Ever increasing urbanization is impacting both the quantity and quality of urban water resources. These urban water resources and components of the water cycle are likely to be affected severely. To minimize the consequences on world water resources, the development of sustainable water resources management strategies is inevitable. An integrated urban water resources management strategy is the key to maintain sustainable water resources. A preliminary understanding of physio-chemical processes and analysis methodologies involved in each and every component of the urban water cycle is necessary. In the past these components have been investigated and published individually.
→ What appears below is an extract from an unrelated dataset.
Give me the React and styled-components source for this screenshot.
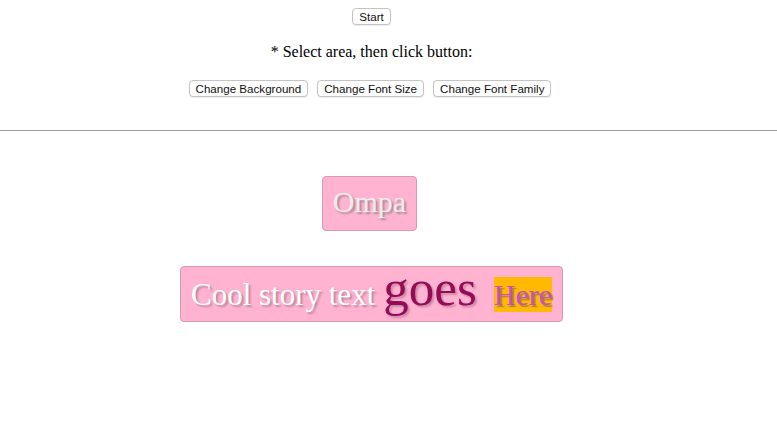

With the view to aiding the development of integrated urban water resources management strategies, this book endeavors to present and explain the major urban water cycle components from a single holistic platform. The book presents the introduction, analysis and design methods of a wide range of urban water components i.e., rainfall, flood, drainage, water supply and waste water with the additions of sustainability practices in most of the components. Current "Hydrology" and "Hydraulics" books do not incorporate sustainability features and practices, while there are many books on general "Sustainability" without integrating sustainability concepts into typical engineering designs.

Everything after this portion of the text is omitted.